As we’ve been reminded by the ridicule Donald Trump has generated by his hectoring, mechanical repetition of phrases or words in his speech, redundancy makes you look both angry and empty of substance.

Scathing Online Schoolmarm would think that a school superintendent would understand this simple fact. What are you modeling for your students when you talk like Charlie Van Zant Jr., superintendent of Clay County Florida’s schools?

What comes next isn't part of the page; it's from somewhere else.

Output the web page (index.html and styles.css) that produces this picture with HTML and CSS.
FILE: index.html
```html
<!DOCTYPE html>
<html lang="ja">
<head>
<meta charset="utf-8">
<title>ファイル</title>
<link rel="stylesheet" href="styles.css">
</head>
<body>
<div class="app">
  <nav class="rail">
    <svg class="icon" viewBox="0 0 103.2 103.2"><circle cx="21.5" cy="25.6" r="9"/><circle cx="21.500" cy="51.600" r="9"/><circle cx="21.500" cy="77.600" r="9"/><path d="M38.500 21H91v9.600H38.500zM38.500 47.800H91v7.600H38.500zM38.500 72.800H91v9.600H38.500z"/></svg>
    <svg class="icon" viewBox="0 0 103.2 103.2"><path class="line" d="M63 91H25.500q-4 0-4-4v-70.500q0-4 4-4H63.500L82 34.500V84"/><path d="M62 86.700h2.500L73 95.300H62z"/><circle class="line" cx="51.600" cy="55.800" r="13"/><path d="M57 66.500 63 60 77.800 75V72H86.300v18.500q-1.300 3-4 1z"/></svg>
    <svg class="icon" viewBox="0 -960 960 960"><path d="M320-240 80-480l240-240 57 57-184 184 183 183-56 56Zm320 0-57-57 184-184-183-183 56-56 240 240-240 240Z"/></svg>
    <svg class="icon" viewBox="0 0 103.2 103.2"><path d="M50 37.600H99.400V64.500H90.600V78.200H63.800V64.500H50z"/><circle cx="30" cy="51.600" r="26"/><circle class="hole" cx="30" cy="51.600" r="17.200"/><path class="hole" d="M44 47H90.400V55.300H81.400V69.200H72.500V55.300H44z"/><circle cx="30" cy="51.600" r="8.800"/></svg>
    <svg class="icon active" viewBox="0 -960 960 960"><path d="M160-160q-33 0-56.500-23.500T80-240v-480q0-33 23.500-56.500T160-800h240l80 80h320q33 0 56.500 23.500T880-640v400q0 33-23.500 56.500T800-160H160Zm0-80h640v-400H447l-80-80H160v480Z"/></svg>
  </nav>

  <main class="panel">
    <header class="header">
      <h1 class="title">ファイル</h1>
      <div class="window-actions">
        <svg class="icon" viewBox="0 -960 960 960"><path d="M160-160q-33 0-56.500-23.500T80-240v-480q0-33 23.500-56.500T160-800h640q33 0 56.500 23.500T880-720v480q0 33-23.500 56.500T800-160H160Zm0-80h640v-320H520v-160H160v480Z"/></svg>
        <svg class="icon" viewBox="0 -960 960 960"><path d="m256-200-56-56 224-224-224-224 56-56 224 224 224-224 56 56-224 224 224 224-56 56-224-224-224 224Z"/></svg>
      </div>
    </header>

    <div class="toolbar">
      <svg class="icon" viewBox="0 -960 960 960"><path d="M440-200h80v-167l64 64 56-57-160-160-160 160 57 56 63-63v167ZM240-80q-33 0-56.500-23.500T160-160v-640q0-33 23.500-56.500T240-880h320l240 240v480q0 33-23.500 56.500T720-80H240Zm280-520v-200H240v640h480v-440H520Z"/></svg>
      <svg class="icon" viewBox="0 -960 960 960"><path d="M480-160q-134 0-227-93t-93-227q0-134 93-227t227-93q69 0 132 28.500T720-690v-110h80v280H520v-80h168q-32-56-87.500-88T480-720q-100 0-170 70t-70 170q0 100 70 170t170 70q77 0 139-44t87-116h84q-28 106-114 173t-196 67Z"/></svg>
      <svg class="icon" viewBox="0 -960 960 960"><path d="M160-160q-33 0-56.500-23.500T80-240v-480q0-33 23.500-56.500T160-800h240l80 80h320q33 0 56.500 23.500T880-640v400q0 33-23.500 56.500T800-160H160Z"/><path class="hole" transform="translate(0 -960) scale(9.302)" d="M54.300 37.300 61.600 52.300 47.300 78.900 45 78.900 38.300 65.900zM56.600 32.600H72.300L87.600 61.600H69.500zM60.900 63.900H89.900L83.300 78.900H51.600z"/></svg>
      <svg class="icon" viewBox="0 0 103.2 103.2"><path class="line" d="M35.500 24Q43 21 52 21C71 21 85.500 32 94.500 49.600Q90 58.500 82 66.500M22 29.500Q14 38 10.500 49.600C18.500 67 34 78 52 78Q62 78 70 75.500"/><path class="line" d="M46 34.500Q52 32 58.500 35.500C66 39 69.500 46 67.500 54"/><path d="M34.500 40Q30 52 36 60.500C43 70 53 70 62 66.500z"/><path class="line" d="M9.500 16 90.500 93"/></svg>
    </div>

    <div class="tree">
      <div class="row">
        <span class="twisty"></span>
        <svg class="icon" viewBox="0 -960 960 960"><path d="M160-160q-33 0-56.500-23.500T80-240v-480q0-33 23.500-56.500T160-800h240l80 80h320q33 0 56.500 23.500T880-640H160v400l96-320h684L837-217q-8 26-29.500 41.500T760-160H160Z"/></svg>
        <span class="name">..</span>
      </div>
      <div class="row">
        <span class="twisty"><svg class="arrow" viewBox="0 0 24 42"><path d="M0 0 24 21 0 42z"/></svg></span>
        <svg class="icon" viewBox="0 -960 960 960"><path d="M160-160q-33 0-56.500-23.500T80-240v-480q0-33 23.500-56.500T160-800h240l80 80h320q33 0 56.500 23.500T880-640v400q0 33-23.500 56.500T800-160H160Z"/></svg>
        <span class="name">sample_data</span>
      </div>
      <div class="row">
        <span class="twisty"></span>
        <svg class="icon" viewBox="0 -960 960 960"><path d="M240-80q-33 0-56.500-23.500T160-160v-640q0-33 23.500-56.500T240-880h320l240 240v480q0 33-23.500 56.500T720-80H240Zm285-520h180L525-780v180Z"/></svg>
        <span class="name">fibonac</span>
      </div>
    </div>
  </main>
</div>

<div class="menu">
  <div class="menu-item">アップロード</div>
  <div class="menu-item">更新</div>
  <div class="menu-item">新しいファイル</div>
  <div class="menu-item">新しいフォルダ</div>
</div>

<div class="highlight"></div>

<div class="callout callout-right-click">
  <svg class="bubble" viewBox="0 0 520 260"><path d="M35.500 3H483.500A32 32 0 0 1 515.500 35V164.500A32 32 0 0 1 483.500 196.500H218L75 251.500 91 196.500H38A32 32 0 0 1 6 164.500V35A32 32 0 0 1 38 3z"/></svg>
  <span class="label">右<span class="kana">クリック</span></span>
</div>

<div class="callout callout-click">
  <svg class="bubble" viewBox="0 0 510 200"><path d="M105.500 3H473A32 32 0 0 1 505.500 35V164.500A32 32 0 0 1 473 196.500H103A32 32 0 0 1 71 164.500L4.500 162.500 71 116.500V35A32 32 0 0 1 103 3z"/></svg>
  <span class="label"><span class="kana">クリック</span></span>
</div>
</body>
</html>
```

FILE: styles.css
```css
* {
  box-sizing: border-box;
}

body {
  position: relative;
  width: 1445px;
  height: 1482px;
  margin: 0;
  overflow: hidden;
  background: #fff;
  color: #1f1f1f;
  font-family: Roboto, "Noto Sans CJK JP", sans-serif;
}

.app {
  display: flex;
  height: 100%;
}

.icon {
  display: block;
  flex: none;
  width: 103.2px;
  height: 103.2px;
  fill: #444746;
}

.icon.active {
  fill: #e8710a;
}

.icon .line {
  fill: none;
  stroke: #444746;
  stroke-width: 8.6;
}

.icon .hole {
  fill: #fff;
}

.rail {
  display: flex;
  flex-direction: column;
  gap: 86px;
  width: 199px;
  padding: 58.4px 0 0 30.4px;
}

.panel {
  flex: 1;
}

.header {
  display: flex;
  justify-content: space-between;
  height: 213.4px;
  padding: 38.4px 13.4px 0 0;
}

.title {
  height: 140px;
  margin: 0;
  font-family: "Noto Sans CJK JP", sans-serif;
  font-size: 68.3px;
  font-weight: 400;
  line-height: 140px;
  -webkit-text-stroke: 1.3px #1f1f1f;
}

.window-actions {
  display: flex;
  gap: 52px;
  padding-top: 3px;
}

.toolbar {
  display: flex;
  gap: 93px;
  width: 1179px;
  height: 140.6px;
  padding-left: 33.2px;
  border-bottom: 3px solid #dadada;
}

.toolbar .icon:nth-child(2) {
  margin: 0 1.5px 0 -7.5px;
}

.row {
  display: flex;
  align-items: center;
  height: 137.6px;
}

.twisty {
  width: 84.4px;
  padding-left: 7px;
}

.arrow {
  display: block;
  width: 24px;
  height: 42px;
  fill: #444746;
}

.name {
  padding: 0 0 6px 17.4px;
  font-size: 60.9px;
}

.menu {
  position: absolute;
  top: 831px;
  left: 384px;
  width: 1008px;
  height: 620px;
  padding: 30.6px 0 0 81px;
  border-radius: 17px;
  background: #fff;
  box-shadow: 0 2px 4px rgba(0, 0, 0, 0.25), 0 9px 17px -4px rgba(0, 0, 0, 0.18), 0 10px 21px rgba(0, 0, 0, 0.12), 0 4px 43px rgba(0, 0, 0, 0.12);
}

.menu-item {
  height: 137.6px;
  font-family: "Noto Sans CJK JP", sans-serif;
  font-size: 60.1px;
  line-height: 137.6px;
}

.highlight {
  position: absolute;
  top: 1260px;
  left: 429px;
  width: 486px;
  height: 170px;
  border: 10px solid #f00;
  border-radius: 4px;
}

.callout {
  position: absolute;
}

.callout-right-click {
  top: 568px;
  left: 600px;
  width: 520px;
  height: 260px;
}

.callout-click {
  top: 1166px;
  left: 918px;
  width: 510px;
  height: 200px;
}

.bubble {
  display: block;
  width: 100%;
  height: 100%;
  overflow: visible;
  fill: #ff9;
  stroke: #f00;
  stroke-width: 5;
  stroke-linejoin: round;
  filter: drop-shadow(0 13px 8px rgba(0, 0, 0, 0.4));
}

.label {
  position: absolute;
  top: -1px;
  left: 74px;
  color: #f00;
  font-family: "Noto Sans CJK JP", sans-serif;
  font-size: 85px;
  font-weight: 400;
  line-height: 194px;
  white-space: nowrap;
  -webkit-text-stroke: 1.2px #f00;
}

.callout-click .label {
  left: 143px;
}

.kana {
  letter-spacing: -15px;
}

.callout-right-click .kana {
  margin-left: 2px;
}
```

Under pressure for alleged plagiarism and fraud, Charlie recently told an interviewer the following:

[Liars] are trying to take me to task for my principles and values that they can’t stand… These liars are making accusations that are over a year old, that should have been reported to either the Florida Commission on Ethics or me as the superintendent of schools, as per school board policy. But these liars do not want an investigation. These liars want to play the media. These liars knew we would be out of town last weekend, and our staff would have a three-day weekend… The media is being played. They’re playing right into the hands of lying Mrs. Studdard [a school board member], the lying teachers union…

Superintendent Van Zant has certainly learned the word “liar” and some of its variants, and for that we applaud him. But SOS wonders if his efforts to paint his many enemies as, er, liars are really working here.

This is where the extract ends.